23.The Tribunal has considered the pleadings of the parties, the evidence, documents and the submissions filed in the consolidated appeals. The apparent dispute between the parties is whether the EIA Licence number NEMA/EIA/PSL/9219 was issued in accordance with the provisions of EMCA and the EIA Regulations thereof.
24.The appellants pleaded, called evidence and submitted at length on the inadequacy of the public participation that was conducted prior to the issuance of the disputed EIA Licence.
25.Section 59 of EMCA provides that,1.Upon receipt of an environmental impact assessment study report from any proponent under section 58(2), the Authority shall cause to be published in the Gazette, in at least two newspapers circulating in the area or proposed area of the project and over the radio a notice which shall state—(a)a summary description of the project;(b)the place where the project is to be carried out;(c)the place where the environmental impact assessment study, evaluation or review report may be inspected; and(d)a time limit of not exceeding sixty days for the submission of oral or written comments on the environmental impact assessment study, evaluation or review report.
2.The Authority may, on application by any person extend the period stipulated in sub-paragraph (d) so as to afford reasonable opportunity for such person to submit oral or written comments on the environmental impact assessment report.
3.The Authority shall ensure that its website contains a summary of the report referred to in subsection (1).
27.In their evidence to the Tribunal, the appellants’ witnesses stated that there was no public participation for the project as they did not see the notices inviting them for the meeting before the date of the public hearings.
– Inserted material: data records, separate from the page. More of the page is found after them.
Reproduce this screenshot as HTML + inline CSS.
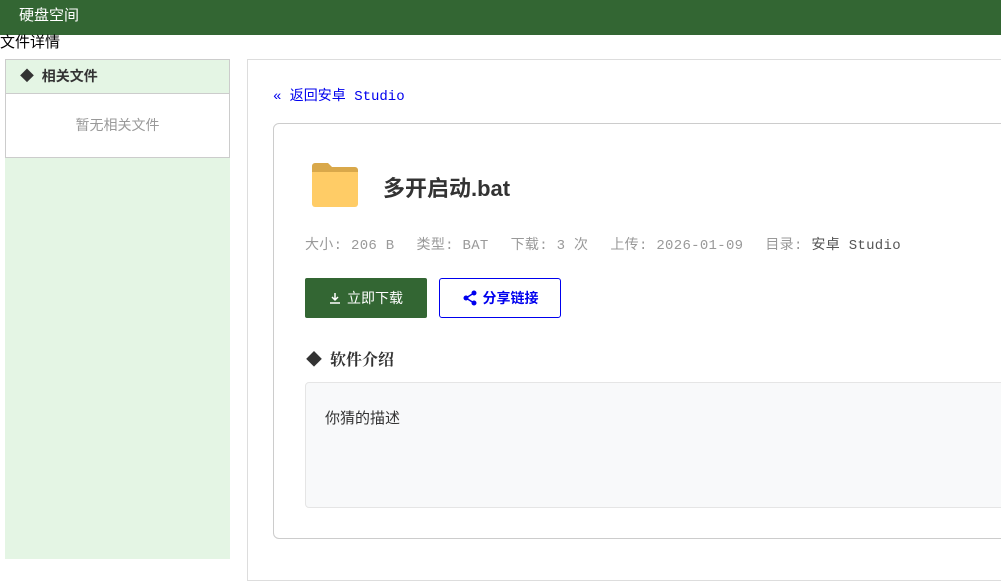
<!DOCTYPE html>
<html><head><meta charset="utf-8"><style>
body{margin:0;width:1001px;height:559px;overflow:hidden;background:#fff;font-family:"Liberation Sans","Noto Sans CJK SC",sans-serif;position:relative}
.hdr{position:absolute;left:0;top:0;width:1001px;height:35px;background:#336633;color:#fff;font-size:15px;line-height:32px}
.hdr span{position:absolute;left:19px}
.t{position:absolute;left:0;top:34px;font-size:15px;line-height:18px;color:#000}
.side{position:absolute;left:5px;top:59px;width:225px;height:500px;background:#e4f5e4}
.box{position:absolute;left:0;top:0;width:223px;height:97px;border:1px solid #ccc;background:#fff}
.bh{height:33px;background:#e4f5e4;border-bottom:1px solid #ccc;font-weight:bold;font-size:14px;line-height:33px;color:#333;padding-left:14px}
.bb{text-align:center;color:#999;font-size:14px;line-height:62px}
.main{position:absolute;left:247px;top:59px;width:800px;height:520px;border:1px solid #ddd;border-right:none}
.back{position:absolute;left:273px;top:85px;color:#0000ee;font-family:"Liberation Mono","Noto Sans CJK SC",monospace;font-size:14px}
.card{position:absolute;left:273px;top:123px;width:760px;height:414px;border:1px solid #ccc;border-radius:6px}
.title{position:absolute;left:383px;top:171px;font-size:22px;font-weight:bold;color:#333}
.meta{position:absolute;left:305px;top:234px;font-family:"Liberation Mono","Noto Sans CJK SC",monospace;font-size:14px;color:#999;letter-spacing:0.3px}
.meta span{margin-right:22px}
.dl{position:absolute;left:305px;top:278px;width:122px;height:40px;background:#336633;border-radius:2px;color:#fff;font-size:14px;line-height:40px;text-align:center}
.sh{position:absolute;left:439px;top:278px;width:120px;height:38px;border:1px solid #0000ee;border-radius:3px;color:#0000ee;font-size:14px;line-height:38px;text-align:center}
.sec{position:absolute;left:306px;top:347px;font-size:16px;font-weight:bold;color:#333;font-family:"Liberation Serif","Noto Serif CJK SC",serif}
.desc{position:absolute;left:305px;top:382px;width:720px;height:124px;background:#f8f9fa;border:1px solid #e5e5e5;border-radius:4px}
.desc div{padding:24px 19px;font-size:15px;color:#333}
</style></head><body>
<div class="hdr"><span>硬盘空间</span></div>
<div class="t">文件详情</div>
<div class="side"><div class="box"><div class="bh">◆&nbsp;&nbsp;相关文件</div><div class="bb">暂无相关文件</div></div></div>
<div class="main"></div>
<div class="back">« 返回安卓 Studio</div>
<div class="card"></div>
<svg style="position:absolute;left:312px;top:163px" width="46" height="44" viewBox="0 0 46 44"><path d="M0 3a3 3 0 0 1 3-3h13l4 4h23a3 3 0 0 1 3 3v6H0z" fill="#d9a84a"/><path d="M0 9h46v32a3 3 0 0 1-3 3H3a3 3 0 0 1-3-3z" fill="#ffcc66"/></svg>
<div class="title">多开启动.bat</div>
<div class="meta"><span>大小: 206 B</span><span>类型: BAT</span><span>下载: 3 次</span><span>上传: 2026-01-09</span><span>目录: <b style="font-weight:normal;color:#555">安卓 Studio</b></span></div>
<div class="dl"><svg width="12" height="12" viewBox="0 0 12 12" style="vertical-align:-1px;margin-right:6px"><path d="M6 1v7M3 5l3 3 3-3M1 11h10" stroke="#fff" stroke-width="1.5" fill="none"/></svg>立即下载</div>
<div class="sh"><svg width="16" height="16" viewBox="0 0 16 16" style="vertical-align:-3px;margin-right:5px"><circle cx="12" cy="3" r="2.5" fill="#0000ee"/><circle cx="4" cy="8" r="2.5" fill="#0000ee"/><circle cx="12" cy="13" r="2.5" fill="#0000ee"/><path d="M12 3L4 8l8 5" stroke="#0000ee" stroke-width="1.5" fill="none"/></svg><b>分享链接</b></div>
<div class="sec">◆&nbsp;&nbsp;软件介绍</div>
<div class="desc"><div>你猜的描述</div></div>
</body></html>
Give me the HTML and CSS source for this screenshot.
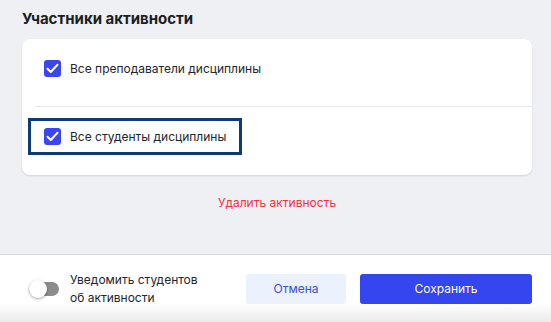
FILE: index.html
```html
<!DOCTYPE html>
<html lang="ru">
<head>
    <meta charset="UTF-8">
    <meta name="viewport" content="width=device-width, initial-scale=1.0">
    <title>Участники активности</title>
    <link rel="stylesheet" href="styles.css">
</head>
<body>
    <div class="page">
        <div class="content">
            <h2 class="title">Участники активности</h2>

            <div class="card">
                <div class="row">
                    <label class="check">
                        <span class="box">
                            <svg width="13" height="11" viewBox="0 0 13 11"><path d="M1.5 5.8 L4.8 9 L11.5 1.8" fill="none" stroke="#fff" stroke-width="2" stroke-linecap="round" stroke-linejoin="round"/></svg>
                        </span>
                        Все преподаватели дисциплины
                    </label>
                </div>
                <div class="divider"></div>
                <div class="row">
                    <label class="check focused">
                        <span class="box">
                            <svg width="13" height="11" viewBox="0 0 13 11"><path d="M1.5 5.8 L4.8 9 L11.5 1.8" fill="none" stroke="#fff" stroke-width="2" stroke-linecap="round" stroke-linejoin="round"/></svg>
                        </span>
                        Все студенты дисциплины
                    </label>
                </div>
            </div>

            <div class="delete">Удалить активность</div>
        </div>

        <!-- Нижняя панель -->
        <div class="footer">
            <div class="notify">
                <span class="toggle"><span class="knob"></span></span>
                <span class="notify-text">Уведомить студентов<br>об активности</span>
            </div>
            <div class="actions">
                <button class="btn btn-light">Отмена</button>
                <button class="btn btn-primary">Сохранить</button>
            </div>
        </div>
    </div>
</body>
</html>
```

FILE: styles.css
```css
body {
    margin: 0;
    padding: 0;
    background: #eef0f3;
    font-family: Inter, "Noto Sans", sans-serif;
    color: #1f2329;
    overflow: hidden;
}

.page {
    height: 100vh;
    display: flex;
    flex-direction: column;
}

.content {
    flex: 1;
    padding: 0 19px 0 22px;
}

.title {
    margin: 0;
    padding-top: 8px;
    height: 39px;
    box-sizing: border-box;
    font-size: 15px;
    line-height: 22px;
    font-weight: 700;
    color: #1b1e23;
}

.card {
    background: #fff;
    border-radius: 8px;
    box-shadow: 0 1px 2px rgba(0, 0, 0, 0.12);
    padding-bottom: 1px;
}

.row {
    padding: 14px 9px 22px;
    display: flex;
}

.divider {
    height: 1px;
    margin-left: 13px;
    background: #e7e9ec;
}

.check {
    display: flex;
    align-items: center;
    gap: 9px;
    height: 31px;
    padding: 0 13px;
    font-size: 12px;
    color: #22262b;
    cursor: pointer;
}

.check.focused {
    outline: 3px solid #0d3b78;
}

.box {
    width: 17px;
    height: 17px;
    border-radius: 3px;
    background: #3a46f2;
    display: flex;
    align-items: center;
    justify-content: center;
}

.delete {
    margin-top: 18px;
    text-align: center;
    font-size: 12px;
    line-height: 20px;
    color: #fb2d3a;
    cursor: pointer;
}

.footer {
    height: 68px;
    box-sizing: border-box;
    border-top: 1px solid #d3d7dc;
    background: linear-gradient(to bottom, #fff 72%, #ebebeb);
    display: flex;
    align-items: center;
    padding: 0 19px 0 29px;
}

.notify {
    display: flex;
    align-items: center;
    gap: 11px;
}

.toggle {
    position: relative;
    width: 30px;
    height: 14px;
    border-radius: 7px;
    background: #8c8c8c;
}

.knob {
    position: absolute;
    left: 0;
    top: -2px;
    width: 18px;
    height: 18px;
    border-radius: 50%;
    background: #fff;
    box-shadow: 0 1px 3px rgba(0, 0, 0, 0.35);
}

.notify-text {
    font-size: 12px;
    line-height: 18px;
    color: #22262b;
}

.actions {
    margin-left: auto;
    display: flex;
    gap: 14px;
}

.btn {
    height: 30px;
    border: none;
    border-radius: 3px;
    font-family: inherit;
    font-size: 12px;
    cursor: pointer;
}

.btn-light {
    width: 100px;
    background: #ebf1fd;
    color: #3d4ed8;
}

.btn-primary {
    width: 172px;
    background: #3346ef;
    color: #fff;
}
```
They allege that the public meeting of September 25, 2019 was held at the 2nd respondent’s premises and was conducted in English language instead of Swahili which is the more common language among the members of the neighbouring community. Further to this, the appellants argued that there were hooligans at the meeting who prevented the appellants and their representatives from raising their points or ask questions as they otherwise wished. In any event, the meeting dwelled on the positive part of the project with limited right to ask questions over the disadvantages of the project.
28.In its bundle of documents produced at the hearing of the appeal, the 1st respondent has shown with particularity that it wrote to the lead agencies that are relevant to the disputed project on August 20, 2018 and a majority of them replied to the inquiry and gave their views on the EIA Study Report. There is also evidence of newspaper advertisements in the Daily Nation, The Star Newspaper, The Kenya Gazette and an advertising contract from Radio Maisha all which were inviting members of the public to give their views on the EIA Study Report for the disputed project.
29.During cross examination of the 1st respondent’s witness, it was not clear to her as to whether she could verify that there was attendance of the public hearing of May 17, 2018 and whether indeed there was truly a list signed by the attendees of the meeting of September 25, 2019.
30.On its part, the 2nd respondent produced signed lists of attendees to purported public hearings held on September 25, 2019 and allegedly attended by more than 100 residents. On cross examination by the appellants’ advocates, Mr Nura Hassan Rari, the witness for the 2nd respondent appeared unaware of the alleged public hearings and was taken aback by the revelation that one of the person’s whose name appeared in that list actually died in February 2018. He indeed revealed that he only received a list of the attendees of the purported public hearing held at Chaani and Migadini estates.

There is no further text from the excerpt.